Он видит свои руки — значит…
Нет! Это сон. Продолжение того давешнего кошмара. Конечно же, просто сон, потому что… ну, потому что иначе быть не может! Надо проснуться. За спиной у него зеркало в тяжелой бронзовой раме: сейчас он обернется — и не увидит в нем себя, даже ничего похожего на себя не увидит, потому что все это не может быть по-настоящему, и…
Он поворачивается к зеркалу — и видит там огонь.
Меж бронзовых завитушек пылает алое пламя, сверху донизу оплетенное жгутами тьмы. Болезненно ярко — так вспыхивает свеча за миг перед тем, как погаснуть. Над пламенем — серебристые стрелы мадхи: застыли, словно заломленные в отчаянии руки — и снизу вверх по ним стремительно расползается черная гниль.
А в следующий миг видение исчезает, и он видит в зеркале себя — но не таким, каким ожидал.
В зеркале он — в дорожной одежде, перепачканной и кое-где порванной; алый плащ за плечами превратился в изодранную бурую тряпку. В густых черных волосах — седые пряди, которых не было еще вчера. Изможденное лицо цвета земли; рот приоткрыт и жалко искривлен, к подбородку спускается блестящая дорожка слюны. Один глаз неестественно скошен к переносице, в другом, широко раскрытом — ужас и боль. Лицо безумца — и, может быть, уже мертвеца.

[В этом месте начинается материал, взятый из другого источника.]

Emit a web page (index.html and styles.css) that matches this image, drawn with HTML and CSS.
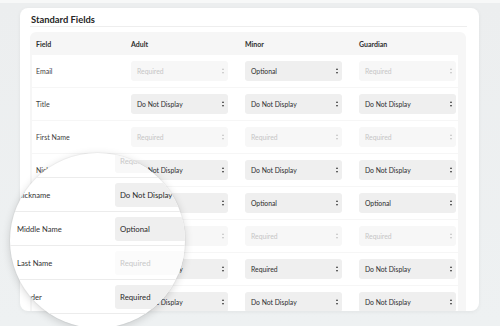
FILE: index.html
```html
<!DOCTYPE html>
<html>
<head>
<meta charset="utf-8">
<link rel="stylesheet" href="styles.css">
</head>
<body>
<div class="page">
  <div class="card">
    <div class="card-head"><h2>Standard Fields</h2></div>
    <div class="table">
      <div class="row head"><span>Field</span><span>Adult</span><span>Minor</span><span>Guardian</span></div>
      <div class="row"><span class="label">Email</span><div class="sel dis">Required</div><div class="sel">Optional</div><div class="sel dis">Required</div></div>
      <div class="row"><span class="label">Title</span><div class="sel">Do Not Display</div><div class="sel">Do Not Display</div><div class="sel">Do Not Display</div></div>
      <div class="row"><span class="label">First Name</span><div class="sel dis">Required</div><div class="sel dis">Required</div><div class="sel dis">Required</div></div>
      <div class="row"><span class="label">Nickname</span><div class="sel">Do Not Display</div><div class="sel">Do Not Display</div><div class="sel">Do Not Display</div></div>
      <div class="row"><span class="label">Middle Name</span><div class="sel">Optional</div><div class="sel">Optional</div><div class="sel">Optional</div></div>
      <div class="row"><span class="label">Last Name</span><div class="sel dis">Required</div><div class="sel dis">Required</div><div class="sel dis">Required</div></div>
      <div class="row"><span class="label">Gender</span><div class="sel">Do Not Display</div><div class="sel">Required</div><div class="sel">Do Not Display</div></div>
      <div class="row"><span class="label"></span><div class="sel">Do Not Display</div><div class="sel">Do Not Display</div><div class="sel">Do Not Display</div></div>
    </div>
  </div>
  <div class="lens">
    <div class="lens-rows">
      <div class="lrow"><span class="label">First Name</span><div class="sel big dis">Required</div></div>
      <div class="lrow"><span class="label">Nickname</span><div class="sel big">Do Not Display</div></div>
      <div class="lrow"><span class="label">Middle Name</span><div class="sel big">Optional</div></div>
      <div class="lrow"><span class="label">Last Name</span><div class="sel big dis light">Required</div></div>
      <div class="lrow"><span class="label">Gender</span><div class="sel big">Required</div></div>
    </div>
  </div>
</div>
</body>
</html>
```

FILE: styles.css
```css
* { box-sizing: border-box; }
html, body { margin: 0; padding: 0; }
body {
  font-family: Lato, "Open Sans", "Liberation Sans", sans-serif;
  background: linear-gradient(to bottom, #f7f8f8 0, #f7f8f8 3px, #eceeef 3px, #eef1f2 100%);
  width: 500px;
  height: 326px;
  overflow: hidden;
}
.page {
  position: relative;
  width: 500px;
  height: 326px;
  padding-top: 8px;
}
.card {
  margin: 0 21px 0 20px;
  height: 303px;
  background: #fff;
  border-radius: 8px;
  overflow: hidden;
  box-shadow: 0 1px 4px rgba(0, 0, 0, 0.06);
}
.card-head {
  margin: 0 12px 0 10px;
  padding: 5px 0 0 1px;
  border-bottom: 1px solid #eeeeee;
}
.card-head h2 {
  margin: 0;
  font-size: 9.4px;
  line-height: 13px;
  font-weight: 700;
  color: #262626;
}
.table {
  margin: 5px 13px 0 10px;
  background: #f6f6f6;
  border-radius: 6px 6px 0 0;
  padding: 0 8px 0 2px;
}
.row {
  display: grid;
  grid-template-columns: 78px 97px 97px 97px;
  column-gap: 17px;
  align-items: center;
  padding-left: 4px;
  height: 32px;
  background: #fff;
  margin-bottom: 1px;
}
.row.head {
  height: 23px;
  background: transparent;
  margin-bottom: 0;
  font-weight: 700;
  font-size: 7px;
  color: #2e2e2e;
}
.label {
  font-size: 7px;
  color: #3e3e3e;
  white-space: nowrap;
}
.sel {
  position: relative;
  height: 20px;
  border-radius: 3px;
  background: #efefef;
  color: #2e2e2e;
  font-size: 6.8px;
  line-height: 20px;
  padding-left: 6px;
  white-space: nowrap;
}
.sel::before,
.sel::after {
  content: "";
  position: absolute;
  right: 4px;
  width: 0;
  height: 0;
  border-left: 1.5px solid transparent;
  border-right: 1.5px solid transparent;
}
.sel::before {
  top: 6.5px;
  border-bottom: 2.5px solid #333;
}
.sel::after {
  top: 10.5px;
  border-top: 2.5px solid #333;
}
.sel.dis {
  background: #f7f7f7;
  color: #c6c6c6;
}
.sel.dis::before { border-bottom-color: #c2c2c2; }
.sel.dis::after { border-top-color: #c2c2c2; }

.lens {
  position: absolute;
  left: 10px;
  top: 153px;
  width: 175px;
  height: 175px;
  border-radius: 50%;
  overflow: hidden;
  background: #fff;
  box-shadow: 0 0 0 1px rgba(0, 0, 0, 0.03), 0 2px 9px rgba(0, 0, 0, 0.16);
}
.lens-rows {
  position: absolute;
  left: 0;
  right: 0;
  top: -9px;
}
.lrow {
  display: grid;
  grid-template-columns: 98px 110px;
  align-items: center;
  height: 34px;
  padding-left: 7px;
  border-bottom: 1px solid #ececec;
}
.lrow .label {
  font-size: 7.6px;
  color: #333;
}
.sel.big {
  height: 24px;
  line-height: 24px;
  font-size: 7.8px;
  padding-left: 5px;
  color: #2a2a2a;
}
.sel.big.dis { color: #c8c8c8; background: #f8f8f8; }
.sel.big.light { background: #fbfbfb; }
.sel.big::before, .sel.big::after { display: none; }
```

Урфин-здесь отшатывается, натыкается спиной на стол. Пытается что-то сказать — может быть, «пожалуйста», или «не надо» - но из горла вырывается только какое-то сипение.
Урфин-в-зеркале, жутко, не по-человечески оскалившись, знакомым жестом подносит указательный палец к середине лба.
Она здесь.
Не оборачиваясь, он нашаривает позади себя зеленую папку, запускает ею в зеркало — и оно взрывается ему в лицо осколками стекла.
Сверкающие осколки вспарывают фальшивую реальность: мир вокруг начинает расползаться стремительно, как истлевшая маска. Пузырятся и трескаются шпалеры на стенах, обнажая деревянные балки и перекрытия Мира Вверху. Звездное небо в окне облезает клочьями; за ним — непроглядная чернота.
Что за грубая подделка — как он мог хоть на миг поверить, что все это настоящее?!
«Безумный день», ха! Сколько же прошло на самом деле — минута, две?
Ветер вздымает в воздух листки бумаги, осколки стекла, обрывки неба; ветер сбивает его с ног — он катится по деревянному помосту, в последний миг вцепляется в какую-то балку, с трудом поднимается на ноги. Почему-то сейчас ему очень важно устоять на ногах. И понять, было ли в этом поддельном мире хоть что-то настоящее.
Бунтовщик Бер Лант — был на самом деле, или не было его? Кажется, был… А «План Джюса»? Не было — и теперь, наверное, уже не будет. А эта влюбленная дура? Вроде была… или нет? Черт ее знает, эти девчонки в униформе все на одно лицо, он никогда не обращал на них внимания… а надо было?
Хорошо, пусть так — но Изумрудным городом-то он правил на самом деле? Это уж точно не иллюзия?! Или… сейчас он и в этом не уверен. Может, когда-то и правил, да что толку? Реальность — вот она, ледяная, шаткая и скрипучая: и в этой реальности он — не хозяин даже самому себе.
А тот безумный марран с мальчишкой? Не было и их: это какая-то часть его собственной души, та, что все поняла с самого начала, отчаянно пыталась до него докричаться — а он не слушал…
Нет, не так. Рыжий Харт все-таки был. Только не сходил с ума. Но точно был. Обращался к нему, как к Богу, молил спасти, защитить…
А его Огненный Бог попался в ловушку.
И теперь — сползает в безумие, под напором ледяного ветра, дующего сразу со всех сторон, цепляясь за непрочную опору, в любой момент готовую рухнуть. Перед ним уходит в черное беззвездное небо лестница, возведенная его волей и разумом; и по крутым деревянным ступеням с высоты, шаг за шагом, неторопливо спускается она.
Пожирательница Душ.
Она кажется эфемерной, почти прозрачной; от нее исходит бледное сияние, напоминающее о гнилушках на болоте — а за ней, словно тяжелый шлейф, ползет облако вязкого непроницаемого мрака, еще темнее окружающей тьмы.
И там, где этот мрак падает на лестницу под ее ногами — ступень за ступенью обволакивается вязкой черной слизью, рушится под ее тяжестью и летит вниз.
Она все ближе… и она смеется звонким серебристым смехом. Ей очень весело.
- А вот и я! - говорит она. - Скучал по мне?